Private equity fundraising for investment into companies across Europe hit its highest level since 2008 last year at €74.5bn, a 37% year-on-year increase, according to new data from Invest Europe.
The association, previously known as the European Venture Capital Association, describes its 2016 European Private Equity Activity report as the industry’s most comprehensive and authoritative source of activity data.
SMEs benefit most
It shows that private equity investments totalled €53.7bn last year, the second-highest amount since 2008. Almost 6,000 companies across Europe benefited from investment, 83% of which were small and medium-sized enterprises. Exit activity remained robust at €38.9bn.
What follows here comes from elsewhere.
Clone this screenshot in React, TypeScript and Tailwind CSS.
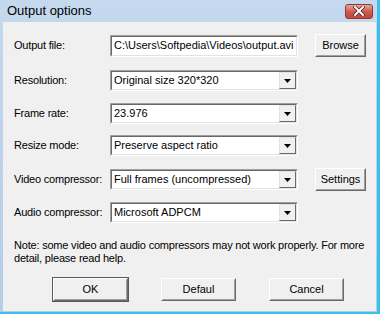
const font = { fontFamily: '"Liberation Sans", Arial, sans-serif' };

const Sunken = ({ children, className = '' }: { children: React.ReactNode; className?: string }) => (
  <div className={`border border-t-[#a0a0a0] border-l-[#a0a0a0] border-b-white border-r-white ${className}`}>
    <div className="h-full border border-t-[#696969] border-l-[#696969] border-b-[#e3e3e3] border-r-[#e3e3e3] bg-white">
      {children}
    </div>
  </div>
);

const WinButton = ({ label, className = '' }: { label: string; className?: string }) => (
  <div className={`border border-t-white border-l-white border-b-[#696969] border-r-[#696969] bg-[#f0f0f0] ${className}`}>
    <div className="h-full flex items-center justify-center border border-t-[#f0f0f0] border-l-[#f0f0f0] border-b-[#a0a0a0] border-r-[#a0a0a0] text-[11px] text-black">
      {label}
    </div>
  </div>
);

const Combo = ({ value }: { value: string }) => (
  <Sunken className="w-[188px] h-[21px]">
    <div className="flex h-full items-center">
      <span className="flex-1 pl-[2px] text-[11px] text-black truncate">{value}</span>
      <div className="w-[17px] h-[17px] border border-t-[#e3e3e3] border-l-[#e3e3e3] border-b-[#696969] border-r-[#696969] bg-[#f0f0f0] flex items-center justify-center">
        <svg width="7" height="4" viewBox="0 0 7 4">
          <path d="M0 0h7L3.5 4z" fill="#000" />
        </svg>
      </div>
    </div>
  </Sunken>
);

const Row = ({ label, mt, children }: { label: string; mt: string; children: React.ReactNode }) => (
  <div className={`flex items-center h-[21px] ${mt}`}>
    <div className="w-[96px] shrink-0 whitespace-nowrap text-[11px] tracking-[-0.2px] text-black">{label}</div>
    {children}
  </div>
);

export default function App() {
  return (
    <div className="w-[380px] h-[315px] bg-white overflow-hidden" style={font}>
      <div className="w-[380px] h-[314px] flex flex-col bg-gradient-to-b from-[#c4d8ee] to-[#b5cde6] border-r-[3px] border-b-[2px] border-r-[#3cc0ea] border-b-[#3cc0ea]">
        {/* title bar */}
        <div className="h-[22px] flex items-center justify-between pl-[7px] pr-[4px]">
          <span className="text-[13px] text-black">Output options</span>
          <div className="w-[28px] h-[15px] rounded-[3px] border border-[#8a3a3a] bg-gradient-to-b from-[#e5a79c] via-[#cf5b4d] to-[#c2453a] flex items-center justify-center">
            <svg width="12" height="10" viewBox="0 0 12 10">
              <path d="M2 1l8 8M10 1L2 9" stroke="#4a1d18" strokeWidth="3.4" strokeLinecap="square" />
              <path d="M2 1l8 8M10 1L2 9" stroke="#fff" strokeWidth="2" strokeLinecap="square" />
            </svg>
          </div>
        </div>
        {/* body */}
        <div className="flex-1 ml-[3px] mr-[1px] mb-[1px] bg-[#f0f0f0] pl-[11px] flex flex-col">
          <Row label="Output file:" mt="mt-[13px]">
            <Sunken className="w-[188px] h-[22px]">
              <div className="flex h-full items-center pl-[2px] text-[11px] text-black whitespace-nowrap overflow-hidden">
                C:\Users\Softpedia\Videos\output.avi
              </div>
            </Sunken>
            <WinButton label="Browse" className="ml-[17px] w-[51px] h-[23px]" />
          </Row>
          <Row label="Resolution:" mt="mt-[14px]">
            <Combo value="Original size 320*320" />
          </Row>
          <Row label="Frame rate:" mt="mt-[12px]">
            <Combo value="23.976" />
          </Row>
          <Row label="Resize mode:" mt="mt-[11px]">
            <Combo value="Preserve aspect ratio" />
          </Row>
          <Row label="Video compressor:" mt="mt-[13px]">
            <Combo value="Full frames (uncompressed)" />
            <WinButton label="Settings" className="ml-[17px] w-[51px] h-[23px]" />
          </Row>
          <Row label="Audio compressor:" mt="mt-[12px]">
            <Combo value="Microsoft ADPCM" />
          </Row>
          <p className="mt-[16px] text-[11px] leading-[13px] tracking-[-0.2px] text-black">
            Note: some video and audio compressors may not work properly. For more
            <br />
            detail, please read help.
          </p>
          <div className="mt-[13px] flex pl-[39px] gap-[33px]">
            <WinButton label="OK" className="w-[75px] h-[23px] outline outline-1 outline-[#5a5a5a]" />
            <WinButton label="Defaul" className="w-[75px] h-[23px]" />
            <WinButton label="Cancel" className="w-[75px] h-[23px]" />
          </div>
        </div>
      </div>
    </div>
  );
}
“This data demonstrates high investor confidence in European private equity, in an otherwise low-yield global investment environment,” said Michael Collins, Invest Europe’s Chief Executive.
“All European economies are now growing and investors value the proven ability of European fund managers to find attractive investment opportunities across sectors and geographies.”
Pension funds do their bit
In the last four years, calculates Invest Europe, European private equity funds have raised over €240bn to invest into companies in Europe, more than twice that raised in 2009 to 2012. Pension funds accounted for over a third of capital raised in 2016.
- Consumer goods and services in Europe received the largest amount of private equity investment last year, at 28% of the total
- The technology sector (communications, computing and electronics) received a fifth of the annual investment
- Business-to-business products and services also attracted 20%
Distribution round Europe
France and Benelux-based companies received more than a third of private equity investments in 2016. Investments in Southern Europe were 19% of the total, mainly driven by increased investments in Italy and Spain.
UK & Ireland and DACH (German, Austria and Switzerland)-based companies each had about 17% share of the total investment, followed by the Nordics at 9% and Central and Eastern Europe at 3%.